Figure 9 shows a time series of water levels at the inner edge of the simulation domain. The goodness-of-fit statistics are listed in Table 9. The model accurately predicts the wave phase but slightly overestimates the amplitude by approximately 0.01 m. No significant numerical dissipation is observed or numerical instability. The simulation takes about 1 min on a Windows PC on a single 2.67 GHz processor.

Figure 9. Comparison of analytical (solid black) and calculated (red dots) water surface elevations at the center of the inner radius.
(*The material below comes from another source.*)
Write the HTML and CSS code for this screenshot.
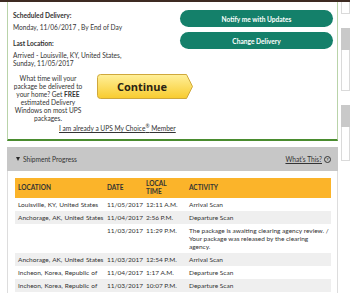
FILE: index.html
```html
<!DOCTYPE html>
<html>
<head>
    <title>Tracking Detail</title>
    <link rel="stylesheet" href="styles.css">
</head>
<body>
    <div class="topbar"></div>
    <div class="page">
        <div class="main">
            <div class="summary">
                <div class="summary-top">
                    <div class="delivery-info">
                        <div class="label">Scheduled Delivery:</div>
                        <div class="value">Monday, 11/06/2017 , By End of Day</div>
                        <div class="label label-gap">Last Location:</div>
                        <div class="value">Arrived - Louisville, KY, United States,<br>Sunday, 11/05/2017</div>
                    </div>
                    <div class="actions">
                        <button class="pill-btn">Notify me with Updates</button>
                        <button class="pill-btn">Change Delivery</button>
                    </div>
                </div>
                <div class="promo">
                    <p class="promo-text">What time will your package be delivered to your home? Get <b>FREE</b> estimated Delivery Windows on most UPS packages.</p>
                    <button class="continue">
                        <svg class="continue-shape" viewBox="0 0 96 25">
                            <defs>
                                <linearGradient id="gold" x1="0" y1="0" x2="0" y2="1">
                                    <stop offset="0" stop-color="#fff09a"/>
                                    <stop offset="1" stop-color="#f8cb2e"/>
                                </linearGradient>
                            </defs>
                            <path d="M3.5 0.5H89.5L95.5 12.5L89.5 24.5H3.5Q0.5 24.5 0.5 21.5V3.5Q0.5 0.5 3.5 0.5Z" fill="url(#gold)" stroke="#cfa83c"/>
                        </svg>
                        <span class="continue-label">Continue</span>
                    </button>
                </div>
                <a class="choice-link" href="#">I am already a UPS My Choice<sup>®</sup> Member</a>
            </div>

            <div class="progress">
                <div class="progress-head">
                    <span class="progress-title"><span class="caret"></span>Shipment Progress</span>
                    <span class="whats-this"><a href="#">What's This?</a><span class="help-icon">?</span></span>
                </div>
                <div class="progress-body">
                    <table class="scans">
                        <colgroup>
                            <col class="col-location">
                            <col class="col-date">
                            <col class="col-time">
                            <col class="col-activity">
                        </colgroup>
                        <thead>
                            <tr>
                                <th>LOCATION</th>
                                <th>DATE</th>
                                <th>LOCAL<br>TIME</th>
                                <th>ACTIVITY</th>
                            </tr>
                        </thead>
                        <tbody>
                            <tr>
                                <td class="place">Louisville, KY, United States</td>
                                <td>11/05/2017</td>
                                <td>12:11 A.M.</td>
                                <td class="activity">Arrival Scan</td>
                            </tr>
                            <tr>
                                <td class="place">Anchorage, AK, United States</td>
                                <td>11/04/2017</td>
                                <td>2:56 P.M.</td>
                                <td class="activity">Departure Scan</td>
                            </tr>
                            <tr>
                                <td class="place"></td>
                                <td>11/03/2017</td>
                                <td>11:29 P.M.</td>
                                <td class="activity">The package is awaiting clearing agency review. / Your package was released by the clearing<br>agency.</td>
                            </tr>
                            <tr>
                                <td class="place">Anchorage, AK, United States</td>
                                <td>11/03/2017</td>
                                <td>12:54 P.M.</td>
                                <td class="activity">Arrival Scan</td>
                            </tr>
                            <tr>
                                <td class="place">Incheon, Korea, Republic of</td>
                                <td>11/04/2017</td>
                                <td>1:17 A.M.</td>
                                <td class="activity">Departure Scan</td>
                            </tr>
                            <tr>
                                <td class="place">Incheon, Korea, Republic of</td>
                                <td>11/03/2017</td>
                                <td>10:07 P.M.</td>
                                <td class="activity">Departure Scan</td>
                            </tr>
                        </tbody>
                    </table>
                </div>
            </div>
        </div>

        <div class="side">
            <div class="side-box side-box-first"></div>
            <div class="side-head"></div>
            <div class="side-box side-box-tall"></div>
            <div class="side-head"></div>
            <div class="side-box side-box-short"></div>
        </div>
    </div>
</body>
</html>
```

FILE: styles.css
```css
body {
    margin: 0;
    padding: 0;
    background-color: #ffffff;
    color: #333333;
    font-family: Lato, "Open Sans", sans-serif;
    font-size: 6.6px;
    line-height: 8px;
    overflow: hidden;
}
.topbar {
    height: 2px;
    background-color: #3d2a22;
}
.page {
    display: flex;
    align-items: flex-start;
}
.main {
    width: 331px;
    margin-left: 7px;
    flex-shrink: 0;
}

/* delivery summary */
.summary {
    border-left: 1px solid #b9d3a9;
    border-right: 1px solid #b9d3a9;
    border-bottom: 2px solid #4a8c2f;
    padding: 8px 4px 7px 4px;
}
.summary-top {
    display: flex;
    justify-content: space-between;
}
.delivery-info {
    padding: 1px 0 0 1px;
}
.label {
    font-weight: bold;
}
.label-gap {
    margin-top: 7.5px;
}
.value {
    margin-top: 4px;
}
.actions {
    display: flex;
    flex-direction: column;
    gap: 5px;
    width: 153px;
}
.pill-btn {
    height: 17px;
    border: none;
    border-radius: 9px;
    background-color: #14806a;
    color: #ffffff;
    font-family: inherit;
    font-size: 6.6px;
    font-weight: bold;
    padding: 0;
    cursor: pointer;
}
.promo {
    display: flex;
    align-items: flex-start;
    margin-top: 7px;
}
.promo-text {
    width: 72px;
    margin: 0;
    text-align: center;
}
.continue {
    position: relative;
    width: 96px;
    height: 25px;
    margin: 0.5px 0 0 13px;
    padding: 0;
    border: none;
    background: none;
    cursor: pointer;
}
.continue-shape {
    position: absolute;
    left: 0;
    top: 0;
    width: 96px;
    height: 25px;
}
.continue-label {
    position: relative;
    display: block;
    width: 90px;
    font-family: "Open Sans", sans-serif;
    font-size: 11px;
    line-height: 25px;
    font-weight: 700;
    color: #2b2313;
    text-align: center;
}
.choice-link {
    display: block;
    margin: 2.5px 0 0 47px;
    color: #333333;
    text-decoration: underline;
}
.choice-link sup {
    font-size: 5px;
    line-height: 0;
}

/* shipment progress */
.progress {
    margin-top: 6px;
}
.progress-head {
    height: 24px;
    background-color: #c7c7c7;
    display: flex;
    align-items: center;
    justify-content: space-between;
    padding: 0 7px 0 9px;
}
.progress-title {
    display: flex;
    align-items: center;
}
.caret {
    width: 0;
    height: 0;
    border-left: 2.5px solid transparent;
    border-right: 2.5px solid transparent;
    border-top: 4px solid #2a2a2a;
    margin-right: 3px;
}
.whats-this {
    display: flex;
    align-items: center;
}
.whats-this a {
    color: #333333;
}
.help-icon {
    width: 5px;
    height: 5px;
    border: 0.8px solid #333333;
    border-radius: 50%;
    margin-left: 2px;
    font-size: 4.5px;
    line-height: 5px;
    font-weight: bold;
    text-align: center;
}
.progress-body {
    border-left: 1px solid #dddddd;
    border-right: 1px solid #dddddd;
    padding: 7px 6px 2px 7px;
}
.scans {
    width: 316px;
    table-layout: fixed;
    border-collapse: collapse;
    font-size: 6.5px;
}
.col-location { width: 89px; }
.col-date { width: 39px; }
.col-time { width: 43px; }
.col-activity { width: 145px; }
.scans th {
    background-color: #fbb42a;
    font-weight: bold;
    text-align: left;
    vertical-align: middle;
    padding: 2px 3px;
}
.scans td {
    vertical-align: top;
    padding: 2.5px 3px;
}
.scans td.place {
    white-space: nowrap;
    word-spacing: 0.5px;
}
.scans td.activity {
    padding-right: 0;
}
.scans tbody tr:nth-child(even) td {
    background-color: #efefef;
}

/* right column */
.side {
    flex-grow: 1;
    margin-left: 3px;
}
.side-box {
    border: 1px solid #dadada;
    border-top: none;
}
.side-box-first {
    height: 11px;
}
.side-box-tall {
    height: 40px;
}
.side-box-short {
    height: 33px;
}
.side-head {
    height: 22px;
    margin-top: 14px;
    background-color: #c9c9c9;
}
```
Table 9. Water level goodness-of-fit statistics for the quarter annulus test case
Statistic Value
NRMSE, % 3.3
NMAE, % 2.7
${\displaystyle R^{2}}$ 0.999
Bias, m 0.002 m

An example of the simulated water level and current velocity magnitude fields is shown in Figure 10. The water level contours are very smooth and do not show any significant instabilities. However, the current magnitude shows some errors at the offshore boundary. This is due to staircase representation of the curved open boundary. This problem would be fixed by specifying the analytical current velocities at the offshore boundary, but it was not done in this example. Sensitivity tests with smaller time steps showed that the problem persists for smaller time steps. For practical applications all model forcing is specified on straight boundaries and this problem does not occur as demonstrated in subsequent test cases.

Figure 10. Snap shot of water levels at 62 hr (a) and current magnitude at 65.5 hr (b).

Conclusions and Recommendations

The CMS-Flow can accurately simulate linear long-wave propagation in a quarter annulus with a linear bed and zero bottom friction and Coriolis. The water level NRMSE, NMAE, and R2 were 3.3%, 2.7%, and 0.999, respetively. For practical applications, it is recommended to specify water level boundary conditions on straight boundaries. If a curved forcing boundary is necessary, then it is recommended to specify both water levels and current velocities.